Harrington Emerson, another pioneer in the scientific management movement, and one who preferred the term “efficiency engineering,” is reported to have defined efficiency as “the relation between what is accomplished and what might be accomplished.” In this connection, he speaks of the “efficiency percent of the employee.”7

It must be noted that there is a difference in computing an output input ratio in the physical and in the social sciences. For the engineer, both output and input are measured in terms of energy. The law of conservation of energy tells him that the output of useful energy cannot exceed the energy input. Hence arises the concept of “perfect” efficiency—that is, a situation in which output equals input. In the social sciences, output and input are seldom measured in comparable units; and even when they are, as in a comparison of cost of fire protection with dollar losses from fire, there is no “law of conservation of energy” which prevents the output from exceeding the input. Hence, the concept of perfect efficiency, if it is used at all, must be redefined. As a matter of fact, the concept of perfect efficiency will not be required in the present study. Actual problems, as they present themselves to the administrator, are always concerned with relative efficiencies, and no measure of absolute efficiency is ever needed. Moreover, the theory does not require a numerical measure of efficiency, but merely a comparison of greater or less between the efficiencies of two alternative possibilities. Under these circumstances, the definitions of efficiency as ratio of output to input and as ratio of the actual to the maximum possible amount to the same thing.

4. An Economic Analogy

It can be seen that the criterion of efficiency as applied to administrative decisions is strictly analogous to the concept of maximization of utility in economic theory. It is not asserted here that the criterion of efficiency always does dominate administrators’ decisions, but rather that if they were rational it would. There is no assertion that such rationality is a common characteristic of actual behavior. On the other hand, the doctrine of maximization of utility has been commonly set forth in the economic literature as an explanatory doctrine as well, that is, as descriptive of actual behavior in the market. This difference between the two propositions should be kept carefully in mind.
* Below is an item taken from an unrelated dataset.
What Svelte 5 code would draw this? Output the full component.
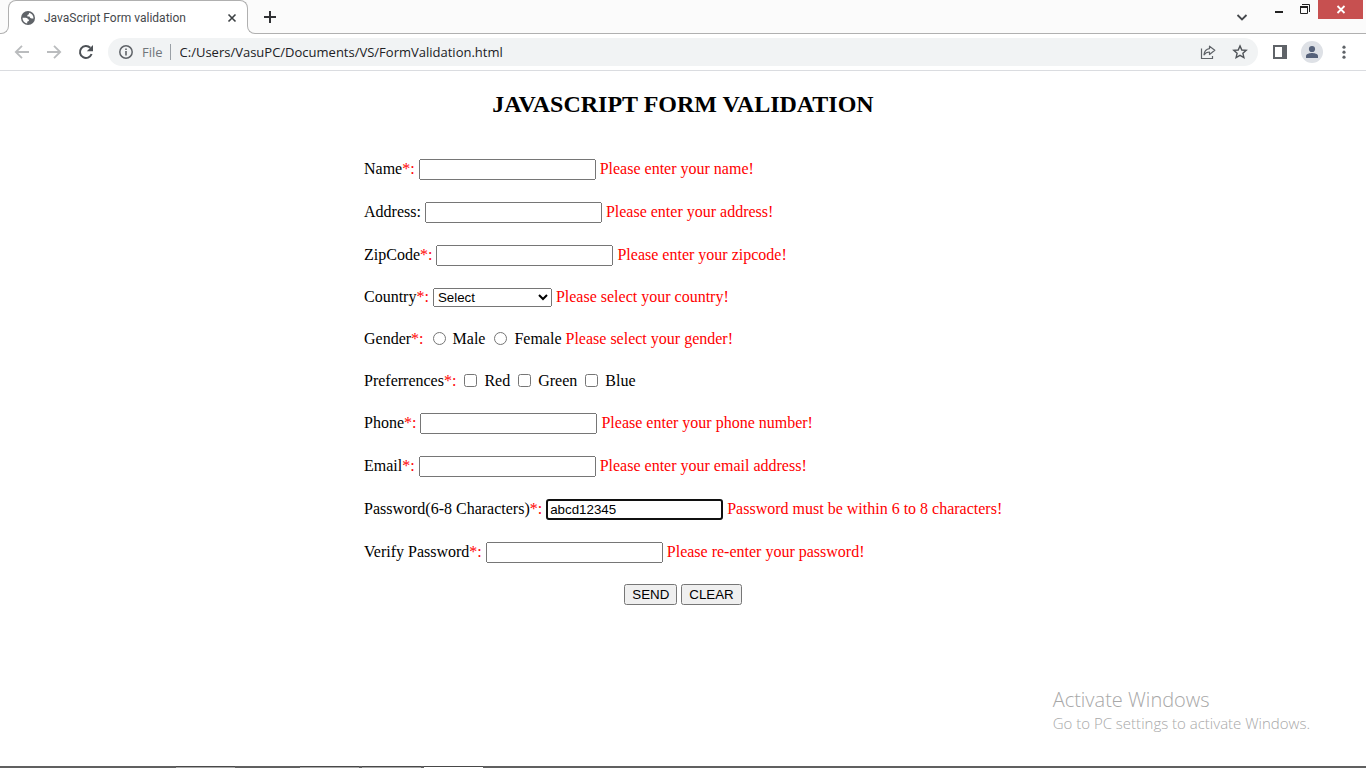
<script>
  const textRows = {
    name: { label: 'Name', required: true, error: 'Please enter your name!' },
    address: { label: 'Address', required: false, error: 'Please enter your address!' },
    zipcode: { label: 'ZipCode', required: true, error: 'Please enter your zipcode!' },
    phone: { label: 'Phone', required: true, error: 'Please enter your phone number!' },
    email: { label: 'Email', required: true, error: 'Please enter your email address!' },
    password: {
      label: 'Password(6-8 Characters)',
      required: true,
      error: 'Password must be within 6 to 8 characters!'
    },
    verify: { label: 'Verify Password', required: true, error: 'Please re-enter your password!' }
  };

  let values = $state({
    name: '', address: '', zipcode: '', phone: '', email: '', password: 'abcd12345', verify: ''
  });
  let url = $state('C:/Users/VasuPC/Documents/VS/FormValidation.html');
  const colours = ['Red', 'Green', 'Blue'];
  const genders = ['Male', 'Female'];
</script>

{#snippet textRow(id)}
  <div class="row">
    <label for={id}>{textRows[id].label}{#if textRows[id].required}<span class="red">*:</span>{:else}:{/if}</label>
    <input class="field" class:active={id === 'password'} {id} type="text" bind:value={values[id]} />
    <span class="red">{textRows[id].error}</span>
  </div>
{/snippet}

<div class="window">
  <header>
    <div class="tabstrip">
      <div class="tab">
        <svg width="16" height="16" viewBox="0 0 16 16">
          <circle cx="8" cy="8" r="7" fill="#5f6368" />
          <path d="M2.500 7.800H5.800Q8 8 8 9.600H9.200Q9.200 11.600 7.200 11.700V13.400C4.200 13 2.500 10.800 2.500 7.800ZM9 2.700V3.600Q9 4.900 7.400 4.900V6.600H9.400Q10 8.500 11.800 8.500H13.500C13.600 5.500 11.800 3.200 9 2.700Z" fill="#fff" />
        </svg>
        <span class="title">JavaScript Form validation</span>
        <button class="plain" aria-label="Close tab">
          <svg width="16" height="16" viewBox="0 0 16 16"><path d="M4.500 4.500l7 7M11.500 4.500l-7 7" stroke="#3c4043" stroke-width="1.600" /></svg>
        </button>
      </div>
      <button class="plain newtab" aria-label="New tab">
        <svg width="16" height="16" viewBox="0 0 16 16"><path d="M8 2v12M2 8h12" stroke="#303134" stroke-width="2" /></svg>
      </button>
      <div class="controls">
        <button class="plain chevron" aria-label="Search tabs">
          <svg width="16" height="16" viewBox="0 0 16 16"><path d="M3.500 6 8 10.500 12.500 6" fill="none" stroke="#45484c" stroke-width="1.800" /></svg>
        </button>
        <button class="plain" aria-label="Minimize">
          <svg width="26" height="19" viewBox="0 0 26 19"><path d="M9 11h8v2H9z" fill="#222" /></svg>
        </button>
        <button class="plain" aria-label="Restore">
          <svg width="26" height="19" viewBox="0 0 26 19"><path d="M8.500 6.500h7v7h-7z" fill="none" stroke="#222" /><path d="M8 6h8v2H8z" fill="#222" /><path d="M10 4.500h7.500V12" fill="none" stroke="#222" /></svg>
        </button>
        <button class="plain close" aria-label="Close">
          <svg width="45" height="19" viewBox="0 0 45 19"><path d="M19.500 6l7 7M26.500 6l-7 7" stroke="#fff" stroke-width="1.800" /></svg>
        </button>
      </div>
    </div>

    <div class="toolbar">
      <button class="plain" aria-label="Back">
        <svg width="16" height="16" viewBox="0 0 16 16"><path d="M15 8H2.500M8 1.800 1.800 8 8 14.200" fill="none" stroke="#babcbe" stroke-width="1.800" /></svg>
      </button>
      <button class="plain" aria-label="Forward">
        <svg width="16" height="16" viewBox="0 0 16 16"><path d="M1 8h12.500M8 1.800 14.200 8 8 14.200" fill="none" stroke="#babcbe" stroke-width="1.800" /></svg>
      </button>
      <button class="plain" aria-label="Reload">
        <svg width="16" height="16" viewBox="0 0 16 16"><path d="M13.600 10A6 6 0 1 1 12.300 3.800" fill="none" stroke="#4d5156" stroke-width="2" /><path d="M15 1v6.200H8.800z" fill="#4d5156" /></svg>
      </button>
      <div class="omnibox">
        <svg width="16" height="16" viewBox="0 0 16 16"><circle cx="8" cy="8" r="6.200" fill="none" stroke="#5f6368" stroke-width="1.500" /><path d="M7.200 7h1.600v4.500H7.200zM7.200 4.400h1.600V6H7.200z" fill="#5f6368" /></svg>
        <label for="url">File</label>
        <input id="url" type="text" bind:value={url} />
        <button class="plain" aria-label="Share">
          <svg width="16" height="16" viewBox="0 0 16 16"><path d="M1.500 4.500v10h11V12" fill="none" stroke="#5f6368" stroke-width="1.200" /><path d="M9.500 2.200 14.800 6.300 9.500 10.500V8C6.800 8 5.300 8.800 4 10.800 4.300 7.500 6 5 9.500 4.600Z" fill="none" stroke="#5f6368" stroke-width="1.200" stroke-linejoin="round" /></svg>
        </button>
        <button class="plain" aria-label="Bookmark">
          <svg width="16" height="16" viewBox="0 0 16 16"><path d="M8 1.900 9.800 6l4.400.4-3.300 2.900 1 4.300L8 11.300l-3.900 2.300 1-4.300L1.800 6.400 6.200 6Z" fill="none" stroke="#505459" stroke-width="1.400" /></svg>
        </button>
      </div>
      <button class="plain" aria-label="Side panel">
        <svg width="16" height="16" viewBox="0 0 16 16"><path d="M1 1h14v14H1zM3 3v10h7V3z" fill="#5f6368" fill-rule="evenodd" /></svg>
      </button>
      <button class="plain" aria-label="Profile">
        <svg width="22" height="22" viewBox="0 0 22 22"><circle cx="11" cy="11" r="11" fill="#dee1e6" /><circle cx="11" cy="8" r="3.100" fill="#56627a" /><path d="M5 17v-2c0-2.200 4-3 6-3s6 .8 6 3v2z" fill="#56627a" /></svg>
      </button>
      <button class="plain" aria-label="Menu">
        <svg width="16" height="16" viewBox="0 0 16 16"><circle cx="8" cy="3.200" r="1.600" fill="#5f6368" /><circle cx="8" cy="8.200" r="1.600" fill="#5f6368" /><circle cx="8" cy="13.200" r="1.600" fill="#5f6368" /></svg>
      </button>
    </div>
  </header>

  <main>
    <h1>JAVASCRIPT FORM VALIDATION</h1>
    <form onsubmit={(e) => e.preventDefault()}>
      {@render textRow('name')}
      {@render textRow('address')}
      {@render textRow('zipcode')}
      <div class="row short">
        <label for="country">Country<span class="red">*:</span></label>
        <select id="country"><option>Select</option></select>
        <span class="red">Please select your country!</span>
      </div>
      <div class="row" role="radiogroup" aria-labelledby="gender">
        <span id="gender">Gender<span class="red">*:</span></span>
        {#each genders as gender}
          <label class="choice"><input type="radio" name="gender" value={gender} />{gender}</label>
        {/each}
        <span class="red">Please select your gender!</span>
      </div>
      <div class="row short" role="group" aria-labelledby="preferences">
        <span id="preferences">Preferrences<span class="red">*:</span></span>
        {#each colours as colour}
          <label class="choice"><input type="checkbox" value={colour} />{colour}</label>
        {/each}
      </div>
      {@render textRow('phone')}
      {@render textRow('email')}
      {@render textRow('password')}
      {@render textRow('verify')}
      <div class="row short actions">
        <button type="submit">SEND</button>
        <button type="reset">CLEAR</button>
      </div>
    </form>
  </main>

  <aside>
    <p class="big">Activate Windows</p>
    <p>Go to PC settings to activate Windows.</p>
  </aside>

  <footer>
    <span class="item first"></span>
    <span class="item second"></span>
    <span class="item"></span>
    <span class="item current"></span>
  </footer>
</div>

<style>
  :global(body) {
    margin: 0;
    background: #fff;
  }
  .window {
    position: relative;
    display: flex;
    flex-direction: column;
    min-height: 100vh;
    font-family: "Liberation Serif", serif;
    font-size: 16px;
    color: #000;
  }
  svg {
    display: block;
    flex: none;
  }
  .plain {
    padding: 0;
    border: 0;
    background: none;
    flex: none;
  }
  header {
    font-family: "Open Sans", sans-serif;
    border-bottom: 1px solid #dadce0;
  }
  .tabstrip {
    display: flex;
    height: 33px;
    padding-left: 8px;
    background: #fbfbfb;
    border-bottom: 1px solid #b0b0b0;
  }
  .tab {
    position: relative;
    box-sizing: border-box;
    display: flex;
    align-items: center;
    gap: 8px;
    width: 240px;
    height: 34px;
    padding: 0 7px 0 11px;
    background: #fff;
    border: 1px solid #b0b0b0;
    border-bottom: 0;
    border-radius: 8px 8px 0 0;
  }
  .tab::before,
  .tab::after {
    content: "";
    position: absolute;
    bottom: 0;
    width: 9px;
    height: 8px;
    box-sizing: border-box;
    border-bottom: 1px solid #b0b0b0;
    background: #fbfbfb;
    box-shadow: 0 0 0 4px #fff;
  }
  .tab::before {
    left: -9px;
    border-right: 1px solid #b0b0b0;
    border-bottom-right-radius: 8px;
    clip-path: inset(0 -1px 0 0);
  }
  .tab::after {
    right: -9px;
    border-left: 1px solid #b0b0b0;
    border-bottom-left-radius: 8px;
    clip-path: inset(0 0 0 -1px);
  }
  .title {
    flex: 1;
    font-family: Roboto, sans-serif;
    font-size: 12px;
    color: #45484c;
    white-space: nowrap;
  }
  .newtab {
    margin-left: 14px;
  }
  .controls {
    display: flex;
    align-items: flex-start;
    margin: 0 3px 0 auto;
  }
  .chevron {
    align-self: center;
    margin-right: 16px;
  }
  .close {
    background: #c75050;
  }
  .toolbar {
    display: flex;
    align-items: center;
    gap: 16px;
    height: 36px;
    padding: 0 14px;
    background: #fff;
  }
  .toolbar > .plain:nth-last-child(2) {
    margin: 0 -3px;
  }
  .omnibox {
    flex: 1;
    display: flex;
    align-items: center;
    gap: 16px;
    height: 28px;
    margin-left: -2px;
    margin-right: -2px;
    padding: 0 10px;
    border-radius: 14px;
    background: #f1f3f4;
    font-size: 13px;
  }
  .omnibox label {
    margin: 0 -7px 0 -8px;
    padding-right: 7px;
    line-height: 16px;
    border-right: 1px solid #9aa0a6;
    color: #70757a;
  }
  .omnibox input {
    flex: 1;
    min-width: 0;
    padding: 0;
    border: 0;
    background: none;
    font: inherit;
    color: #202124;
  }
  main {
    flex: 1;
    padding: 0 8px;
  }
  h1 {
    margin: 20px 0 40px;
    font-size: 24px;
    line-height: 27px;
    text-align: center;
  }
  form {
    display: flex;
    flex-direction: column;
    gap: 21px;
    max-width: 638px;
    margin: 0 auto;
  }
  .row {
    display: flex;
    align-items: center;
    gap: 4px;
    height: 22px;
    line-height: 20px;
    white-space: nowrap;
  }
  .short {
    height: 20px;
  }
  .red {
    color: #f00;
  }
  .field {
    box-sizing: border-box;
    width: 177px;
    height: 21px;
    font-family: "Liberation Sans", sans-serif;
  }
  .active {
    padding: 1px 2px;
    border: 2px solid #101010;
    border-radius: 3px;
  }
  select {
    width: 119px;
    height: 19px;
    font-family: "Liberation Sans", sans-serif;
  }
  .choice {
    display: flex;
    align-items: center;
    gap: 4px;
  }
  .choice input {
    margin: 0 3px 1px 4px;
  }
  .choice input[type="radio"] {
    margin-left: 5px;
  }
  .actions {
    justify-content: center;
  }
  .actions button {
    height: 21px;
    padding: 1px 6px;
    font-family: "Liberation Sans", sans-serif;
  }
  aside {
    position: absolute;
    right: 56px;
    bottom: 34px;
    font-family: "Open Sans", sans-serif;
    font-size: 15px;
    font-weight: 300;
    line-height: 22px;
    color: #a8a8a8;
  }
  aside p {
    margin: 0;
  }
  aside .big {
    font-size: 20px;
    line-height: 24px;
  }
  footer {
    display: flex;
    gap: 3px;
    height: 2px;
    background: #606060;
  }
  .item {
    width: 59px;
    box-sizing: border-box;
    border-top: 1px solid #484848;
    background: #a8a8a8;
  }
  .first {
    margin-left: 176px;
  }
  .second {
    margin-left: 62px;
  }
  .current {
    background: #fff;
  }
</style>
The analogy between the two propositions extends also to the assumptions which underlie them. The first of these is that there is a scarcity of applicable resources. A second assumption is that the activities concerned are “instrumental” activities—that is, activities that are carried on for the positive values they produce, in the form of some kind of “result.” Third, both propositions involve the comparability, at least subjectively, of the values in terms of which results are measured. (This assumption has already been discussed in the previous section.)